AIM OF THE TASK: Images should be left out, and everything else in the listing reproduced exactly.

SOURCE EXCERPT:
:::::

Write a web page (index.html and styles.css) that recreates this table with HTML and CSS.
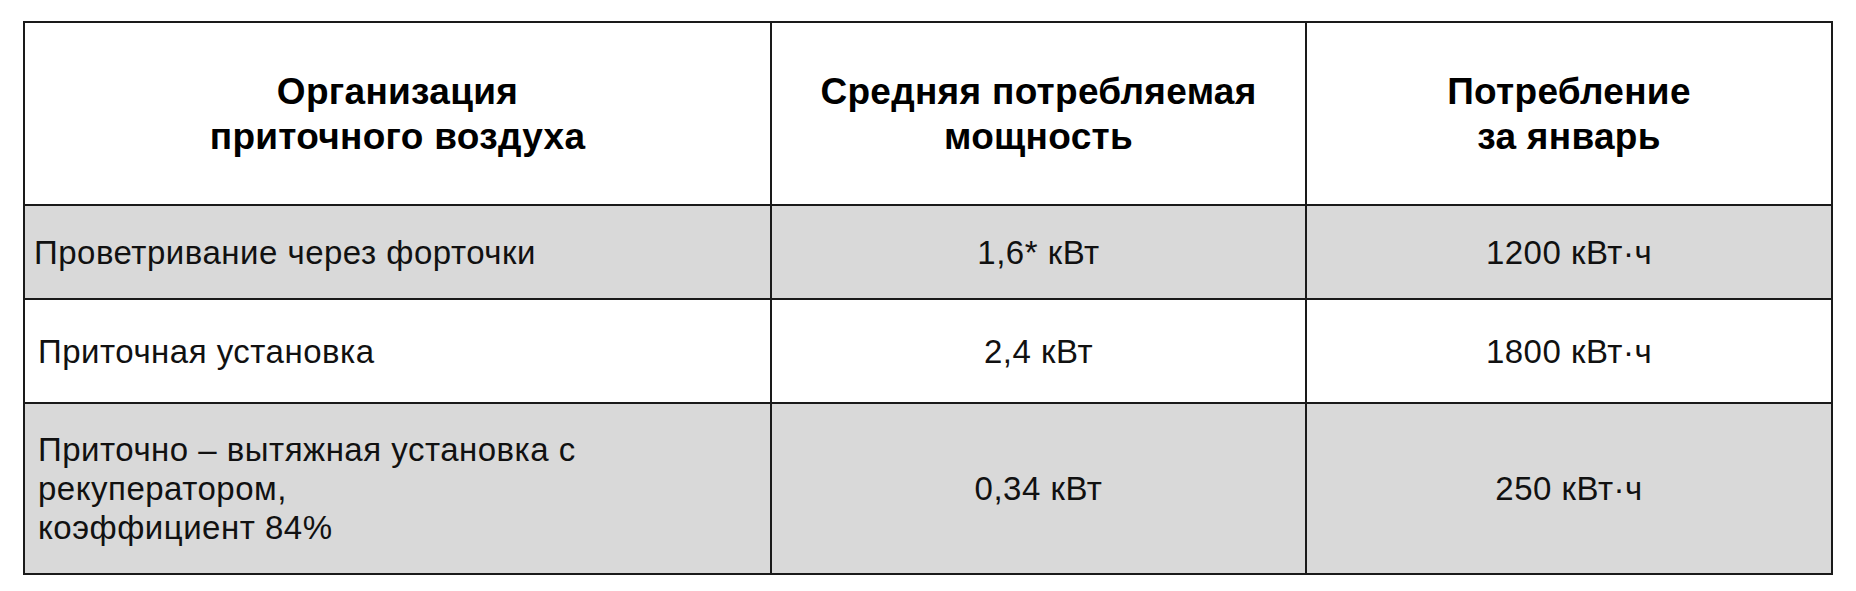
FILE: index.html
```html
<!DOCTYPE html>
<html lang="ru">
<head>
<meta charset="utf-8">
<link rel="stylesheet" href="styles.css">
</head>
<body>
<div class="page">
  <table class="energy">
    <colgroup>
      <col class="c1">
      <col class="c2">
      <col class="c3">
    </colgroup>
    <thead>
      <tr class="head">
        <th>Организация<br>приточного воздуха</th>
        <th>Средняя потребляемая<br>мощность</th>
        <th>Потребление<br>за январь</th>
      </tr>
    </thead>
    <tbody>
      <tr class="r1 shade">
        <td class="name tight">Проветривание через форточки</td>
        <td>1,6* кВт</td>
        <td>1200 кВт·ч</td>
      </tr>
      <tr class="r2">
        <td class="name">Приточная установка</td>
        <td>2,4 кВт</td>
        <td>1800 кВт·ч</td>
      </tr>
      <tr class="r3 shade">
        <td class="name">Приточно – вытяжная установка с<br>рекуператором,<br>коэффициент 84%</td>
        <td>0,34 кВт</td>
        <td>250 кВт·ч</td>
      </tr>
    </tbody>
  </table>
</div>
</body>
</html>
```

FILE: styles.css
```css
html, body {
  margin: 0;
  padding: 0;
  background: #ffffff;
}

.page {
  padding: 21px 0 0 23px;
}

.energy {
  border-collapse: collapse;
  table-layout: fixed;
  width: 1808px;
  font-family: "Liberation Sans", Arial, sans-serif;
  color: #111111;
}

.c1 { width: 747px; }
.c2 { width: 535px; }
.c3 { width: 526px; }

.energy th,
.energy td {
  border: 2px solid #1a1a1a;
  text-align: center;
  vertical-align: middle;
  padding: 0;
}

.energy th {
  font-weight: bold;
  font-size: 37px;
  line-height: 45px;
  letter-spacing: 0.3px;
  color: #000000;
}

.energy td {
  font-size: 33px;
  line-height: 39px;
  letter-spacing: 0.5px;
}

.energy td.name {
  text-align: left;
  padding-left: 13px;
}

.energy td.name.tight {
  padding-left: 9px;
}

.head { height: 183px; }
.r1 { height: 94px; }
.r2 { height: 104px; }
.r3 { height: 171px; }

.shade td {
  background: #d9d9d9;
}
```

:::::

RESULT FOR THIS TASK:
Write a web page (index.html and styles.css) that recreates this table with HTML and CSS.
FILE: index.html
```html
<!DOCTYPE html>
<html lang="ru">
<head>
<meta charset="utf-8">
<link rel="stylesheet" href="styles.css">
</head>
<body>
<div class="page">
  <table class="energy">
    <colgroup>
      <col class="c1">
      <col class="c2">
      <col class="c3">
    </colgroup>
    <thead>
      <tr class="head">
        <th>Организация<br>приточного воздуха</th>
        <th>Средняя потребляемая<br>мощность</th>
        <th>Потребление<br>за январь</th>
      </tr>
    </thead>
    <tbody>
      <tr class="r1 shade">
        <td class="name tight">Проветривание через форточки</td>
        <td>1,6* кВт</td>
        <td>1200 кВт·ч</td>
      </tr>
      <tr class="r2">
        <td class="name">Приточная установка</td>
        <td>2,4 кВт</td>
        <td>1800 кВт·ч</td>
      </tr>
      <tr class="r3 shade">
        <td class="name">Приточно – вытяжная установка с<br>рекуператором,<br>коэффициент 84%</td>
        <td>0,34 кВт</td>
        <td>250 кВт·ч</td>
      </tr>
    </tbody>
  </table>
</div>
</body>
</html>
```

FILE: styles.css
```css
html, body {
  margin: 0;
  padding: 0;
  background: #ffffff;
}

.page {
  padding: 21px 0 0 23px;
}

.energy {
  border-collapse: collapse;
  table-layout: fixed;
  width: 1808px;
  font-family: "Liberation Sans", Arial, sans-serif;
  color: #111111;
}

.c1 { width: 747px; }
.c2 { width: 535px; }
.c3 { width: 526px; }

.energy th,
.energy td {
  border: 2px solid #1a1a1a;
  text-align: center;
  vertical-align: middle;
  padding: 0;
}

.energy th {
  font-weight: bold;
  font-size: 37px;
  line-height: 45px;
  letter-spacing: 0.3px;
  color: #000000;
}

.energy td {
  font-size: 33px;
  line-height: 39px;
  letter-spacing: 0.5px;
}

.energy td.name {
  text-align: left;
  padding-left: 13px;
}

.energy td.name.tight {
  padding-left: 9px;
}

.head { height: 183px; }
.r1 { height: 94px; }
.r2 { height: 104px; }
.r3 { height: 171px; }

.shade td {
  background: #d9d9d9;
}
```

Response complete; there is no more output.